A single adult ticket costs six euros, with a 50% discount for visitors 65+ years old, those in possession of a student or youth card, and families of two adults and two or more children under 18 years old. Children under the age of 12 are admitted free.
It’s also possible to buy a combined ticket that gives access to Belém Tower, and the nearby Jerónimos Monastery and National Archaeology Museum, for €12.
One important tip: during busy periods, it’s well worth buying your ticket before arriving at the tower. It can be purchased from the nearby tourist information office, or as part of the combination pass mentioned above. The often-lengthy line for tickets at the tower itself is separate to the entrance line, and can be skipped entirely if you already have one.
Note that even if you have free access via a Lisbon pass, you still need to pick up a ticket—the pass itself won’t get you inside the tower.
When You’re Finished
Given its location, it makes sense to combine a visit to Belém Tower with other nearby attractions. The majestic Jerónimos Monastery is only a 10-15 minute walk away, and as mentioned, combination tickets to both attractions are available at a discounted price.

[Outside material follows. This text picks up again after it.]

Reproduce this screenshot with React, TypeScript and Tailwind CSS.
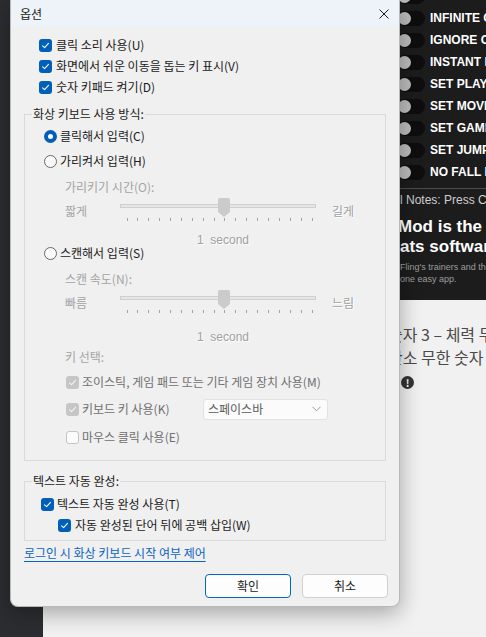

Close to the monastery sits the Pastéis de Belém bakery, the original home of Portugal’s famous pastel de nata egg tart—after climbing up and down those 200+ stairs, a little treat is definitely in order! There may be a long line there as well, but it's very much worth the wait.
Finally, for something a little less historic, but no less interesting, walk back along the waterfront to MAAT (the Museum of Art, Architecture and Technology). Housed in a former power station, and only opened in 2016, you’ll pay €5-9 to go inside—or, if you haven’t got your fill of photogenic spots quite yet, just head up top to the viewing area for free.